All lines below must be repeated exactly, with the pictures omitted.

====== Information provided

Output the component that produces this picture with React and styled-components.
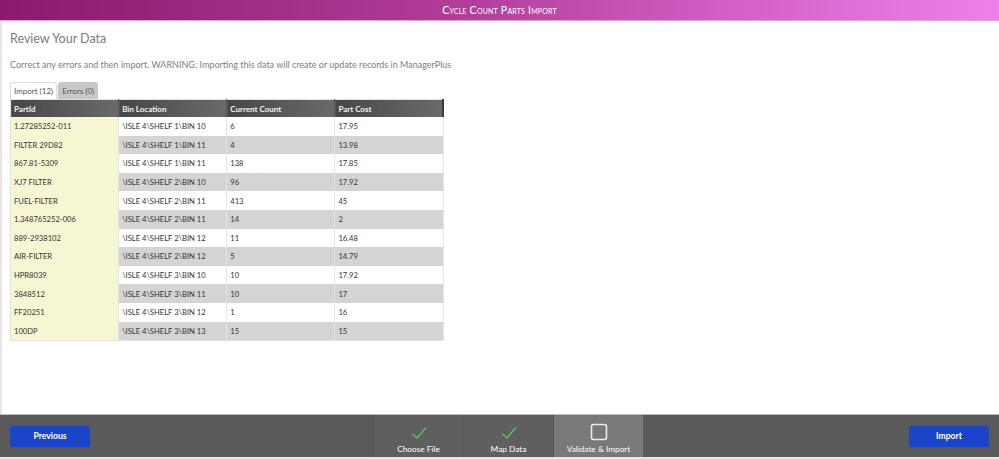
import React from 'react'
import styled, { createGlobalStyle } from 'styled-components'

const GlobalStyle = createGlobalStyle`
  html, body { margin: 0; padding: 0; }
  body { font-family: Lato, "Noto Sans", sans-serif; background: #fff; }
`

const rows = [
  ['1.27285252-011', '\\ISLE 4\\SHELF 1\\BIN 10', '6', '17.95'],
  ['FILTER 29D82', '\\ISLE 4\\SHELF 1\\BIN 11', '4', '13.98'],
  ['867.81-5309', '\\ISLE 4\\SHELF 1\\BIN 11', '138', '17.85'],
  ['XJ7 FILTER', '\\ISLE 4\\SHELF 2\\BIN 10', '96', '17.92'],
  ['FUEL-FILTER', '\\ISLE 4\\SHELF 2\\BIN 11', '413', '45'],
  ['1.348765252-006', '\\ISLE 4\\SHELF 2\\BIN 11', '14', '2'],
  ['889-2938102', '\\ISLE 4\\SHELF 2\\BIN 12', '11', '16.48'],
  ['AIR-FILTER', '\\ISLE 4\\SHELF 2\\BIN 12', '5', '14.79'],
  ['HPR8039', '\\ISLE 4\\SHELF 3\\BIN 10', '10', '17.92'],
  ['3848512', '\\ISLE 4\\SHELF 3\\BIN 11', '10', '17'],
  ['FF20251', '\\ISLE 4\\SHELF 3\\BIN 12', '1', '16'],
  ['100DP', '\\ISLE 4\\SHELF 3\\BIN 13', '15', '15'],
]

const Page = styled.div`
  height: 459px;
  display: flex;
  flex-direction: column;
`

const Header = styled.div`
  height: 20px;
  border-bottom: 1px solid #e9a0e0;
  background: linear-gradient(90deg, #8a1a6c 0%, #b03c98 45%, #d462c8 75%, #ef80ea 100%);
  color: #fff;
  display: flex;
  align-items: center;
  justify-content: center;
  font-size: 10.6px;
  font-variant: small-caps;
  letter-spacing: 0.2px;
`

const Content = styled.div`
  flex: 1;
  border-left: 2px solid #e6e6e6;
  padding: 0 0 0 8px;
`

const Title = styled.h2`
  margin: 0;
  padding-top: 10px;
  font-size: 12.5px;
  font-weight: 400;
  color: #7b7b7b;
  line-height: 15px;
`

const Note = styled.p`
  margin: 0;
  padding-top: 13px;
  font-size: 9px;
  color: #808080;
  line-height: 11px;
`

const Tabs = styled.div`
  display: flex;
  gap: 1px;
  margin-top: 12px;
`

const Tab = styled.div`
  height: 17px;
  padding: 0 3px;
  display: flex;
  align-items: center;
  font-size: 8px;
  color: #555;
  border: 1px solid ${(p) => (p.active ? '#ddd' : '#c2c2c2')};
  border-bottom: none;
  border-radius: 3px 3px 0 0;
  background: ${(p) => (p.active ? '#fff' : '#c8c8c8')};
  box-sizing: border-box;
`

const Table = styled.table`
  border-collapse: collapse;
  width: 434px;
  table-layout: fixed;
  border: 1px solid #e2e2e2;
  font-size: 7.6px;
`

const Th = styled.th`
  height: 17px;
  padding: 0 3px;
  text-align: left;
  font-size: 8px;
  font-weight: 700;
  color: #f2f2f2;
  background: linear-gradient(90deg, #474747, #6a6a6a);
  border-right: 1px solid #555;
  &:last-child { border-right: 2px solid #3a3a3a; }
`

const Td = styled.td`
  height: 18.6px;
  padding: 0 3px;
  color: #333;
  background: ${(p) => (p.first ? '#f7f6d2' : p.odd ? '#d4d4d4' : '#fff')};
  border-right: 1px solid #e4e4e4;
  white-space: nowrap;
  overflow: hidden;
`

const Footer = styled.div`
  height: 42px;
  border-top: 1px solid #bdbdbd;
  border-bottom: 2px solid #e8e8e8;
  background: #5a5a5a;
  display: grid;
  grid-template-columns: 1fr auto 1fr;
  align-items: center;
  padding: 0 10px;
`

const Button = styled.button`
  width: 80px;
  height: 21px;
  border: none;
  border-radius: 2px;
  background: #1a45c9;
  color: #fff;
  font-family: inherit;
  font-weight: 700;
  font-size: 8.6px;
  justify-self: ${(p) => (p.right ? 'end' : 'start')};
`

const Steps = styled.div`
  display: flex;
  height: 42px;
  margin-left: 17px;
`

const Step = styled.div`
  width: 90px;
  background: ${(p) => (p.active ? '#797979' : '#5f5f5f')};
  border-left: 1px solid #545454;
  display: flex;
  flex-direction: column;
  align-items: center;
  justify-content: flex-end;
  padding-bottom: 3px;
  box-sizing: border-box;
  color: #fff;
  font-size: 8.3px;
  gap: 3px;
`

const Check = () => (
  <svg width="18" height="16" viewBox="0 0 18 16">
    <path d="M2 8.5 L7 13 L16 2.5" fill="none" stroke="#4fbf4f" strokeWidth="1.6" />
  </svg>
)

const Box = () => (
  <svg width="18" height="18" viewBox="0 0 18 18">
    <rect x="1.5" y="1.5" width="15" height="15" rx="2" fill="none" stroke="#f0f0f0" strokeWidth="1.5" />
  </svg>
)

export default function App() {
  return (
    <Page>
      <GlobalStyle />
      <Header>Cycle Count Parts Import</Header>
      <Content>
        <Title>Review Your Data</Title>
        <Note>Correct any errors and then import. WARNING: Importing this data will create or update records in ManagerPlus</Note>
        <Tabs>
          <Tab active>Import (12)</Tab>
          <Tab>Errors (0)</Tab>
        </Tabs>
        <Table>
          <thead>
            <tr>
              <Th>PartId</Th>
              <Th>Bin Location</Th>
              <Th>Current Count</Th>
              <Th>Part Cost</Th>
            </tr>
          </thead>
          <tbody>
            {rows.map((r, i) => (
              <tr key={i}>
                {r.map((c, j) => (
                  <Td key={j} first={j === 0} odd={i % 2 === 1}>{c}</Td>
                ))}
              </tr>
            ))}
          </tbody>
        </Table>
      </Content>
      <Footer>
        <Button>Previous</Button>
        <Steps>
          <Step><Check />Choose File</Step>
          <Step><Check />Map Data</Step>
          <Step active><Box />Validate &amp; Import</Step>
        </Steps>
        <Button right>Import</Button>
      </Footer>
    </Page>
  )
}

============

*Result*
Output the component that produces this picture with React and styled-components.
import React from 'react'
import styled, { createGlobalStyle } from 'styled-components'

const GlobalStyle = createGlobalStyle`
  html, body { margin: 0; padding: 0; }
  body { font-family: Lato, "Noto Sans", sans-serif; background: #fff; }
`

const rows = [
  ['1.27285252-011', '\\ISLE 4\\SHELF 1\\BIN 10', '6', '17.95'],
  ['FILTER 29D82', '\\ISLE 4\\SHELF 1\\BIN 11', '4', '13.98'],
  ['867.81-5309', '\\ISLE 4\\SHELF 1\\BIN 11', '138', '17.85'],
  ['XJ7 FILTER', '\\ISLE 4\\SHELF 2\\BIN 10', '96', '17.92'],
  ['FUEL-FILTER', '\\ISLE 4\\SHELF 2\\BIN 11', '413', '45'],
  ['1.348765252-006', '\\ISLE 4\\SHELF 2\\BIN 11', '14', '2'],
  ['889-2938102', '\\ISLE 4\\SHELF 2\\BIN 12', '11', '16.48'],
  ['AIR-FILTER', '\\ISLE 4\\SHELF 2\\BIN 12', '5', '14.79'],
  ['HPR8039', '\\ISLE 4\\SHELF 3\\BIN 10', '10', '17.92'],
  ['3848512', '\\ISLE 4\\SHELF 3\\BIN 11', '10', '17'],
  ['FF20251', '\\ISLE 4\\SHELF 3\\BIN 12', '1', '16'],
  ['100DP', '\\ISLE 4\\SHELF 3\\BIN 13', '15', '15'],
]

const Page = styled.div`
  height: 459px;
  display: flex;
  flex-direction: column;
`

const Header = styled.div`
  height: 20px;
  border-bottom: 1px solid #e9a0e0;
  background: linear-gradient(90deg, #8a1a6c 0%, #b03c98 45%, #d462c8 75%, #ef80ea 100%);
  color: #fff;
  display: flex;
  align-items: center;
  justify-content: center;
  font-size: 10.6px;
  font-variant: small-caps;
  letter-spacing: 0.2px;
`

const Content = styled.div`
  flex: 1;
  border-left: 2px solid #e6e6e6;
  padding: 0 0 0 8px;
`

const Title = styled.h2`
  margin: 0;
  padding-top: 10px;
  font-size: 12.5px;
  font-weight: 400;
  color: #7b7b7b;
  line-height: 15px;
`

const Note = styled.p`
  margin: 0;
  padding-top: 13px;
  font-size: 9px;
  color: #808080;
  line-height: 11px;
`

const Tabs = styled.div`
  display: flex;
  gap: 1px;
  margin-top: 12px;
`

const Tab = styled.div`
  height: 17px;
  padding: 0 3px;
  display: flex;
  align-items: center;
  font-size: 8px;
  color: #555;
  border: 1px solid ${(p) => (p.active ? '#ddd' : '#c2c2c2')};
  border-bottom: none;
  border-radius: 3px 3px 0 0;
  background: ${(p) => (p.active ? '#fff' : '#c8c8c8')};
  box-sizing: border-box;
`

const Table = styled.table`
  border-collapse: collapse;
  width: 434px;
  table-layout: fixed;
  border: 1px solid #e2e2e2;
  font-size: 7.6px;
`

const Th = styled.th`
  height: 17px;
  padding: 0 3px;
  text-align: left;
  font-size: 8px;
  font-weight: 700;
  color: #f2f2f2;
  background: linear-gradient(90deg, #474747, #6a6a6a);
  border-right: 1px solid #555;
  &:last-child { border-right: 2px solid #3a3a3a; }
`

const Td = styled.td`
  height: 18.6px;
  padding: 0 3px;
  color: #333;
  background: ${(p) => (p.first ? '#f7f6d2' : p.odd ? '#d4d4d4' : '#fff')};
  border-right: 1px solid #e4e4e4;
  white-space: nowrap;
  overflow: hidden;
`

const Footer = styled.div`
  height: 42px;
  border-top: 1px solid #bdbdbd;
  border-bottom: 2px solid #e8e8e8;
  background: #5a5a5a;
  display: grid;
  grid-template-columns: 1fr auto 1fr;
  align-items: center;
  padding: 0 10px;
`

const Button = styled.button`
  width: 80px;
  height: 21px;
  border: none;
  border-radius: 2px;
  background: #1a45c9;
  color: #fff;
  font-family: inherit;
  font-weight: 700;
  font-size: 8.6px;
  justify-self: ${(p) => (p.right ? 'end' : 'start')};
`

const Steps = styled.div`
  display: flex;
  height: 42px;
  margin-left: 17px;
`

const Step = styled.div`
  width: 90px;
  background: ${(p) => (p.active ? '#797979' : '#5f5f5f')};
  border-left: 1px solid #545454;
  display: flex;
  flex-direction: column;
  align-items: center;
  justify-content: flex-end;
  padding-bottom: 3px;
  box-sizing: border-box;
  color: #fff;
  font-size: 8.3px;
  gap: 3px;
`

const Check = () => (
  <svg width="18" height="16" viewBox="0 0 18 16">
    <path d="M2 8.5 L7 13 L16 2.5" fill="none" stroke="#4fbf4f" strokeWidth="1.6" />
  </svg>
)

const Box = () => (
  <svg width="18" height="18" viewBox="0 0 18 18">
    <rect x="1.5" y="1.5" width="15" height="15" rx="2" fill="none" stroke="#f0f0f0" strokeWidth="1.5" />
  </svg>
)

export default function App() {
  return (
    <Page>
      <GlobalStyle />
      <Header>Cycle Count Parts Import</Header>
      <Content>
        <Title>Review Your Data</Title>
        <Note>Correct any errors and then import. WARNING: Importing this data will create or update records in ManagerPlus</Note>
        <Tabs>
          <Tab active>Import (12)</Tab>
          <Tab>Errors (0)</Tab>
        </Tabs>
        <Table>
          <thead>
            <tr>
              <Th>PartId</Th>
              <Th>Bin Location</Th>
              <Th>Current Count</Th>
              <Th>Part Cost</Th>
            </tr>
          </thead>
          <tbody>
            {rows.map((r, i) => (
              <tr key={i}>
                {r.map((c, j) => (
                  <Td key={j} first={j === 0} odd={i % 2 === 1}>{c}</Td>
                ))}
              </tr>
            ))}
          </tbody>
        </Table>
      </Content>
      <Footer>
        <Button>Previous</Button>
        <Steps>
          <Step><Check />Choose File</Step>
          <Step><Check />Map Data</Step>
          <Step active><Box />Validate &amp; Import</Step>
        </Steps>
        <Button right>Import</Button>
      </Footer>
    </Page>
  )
}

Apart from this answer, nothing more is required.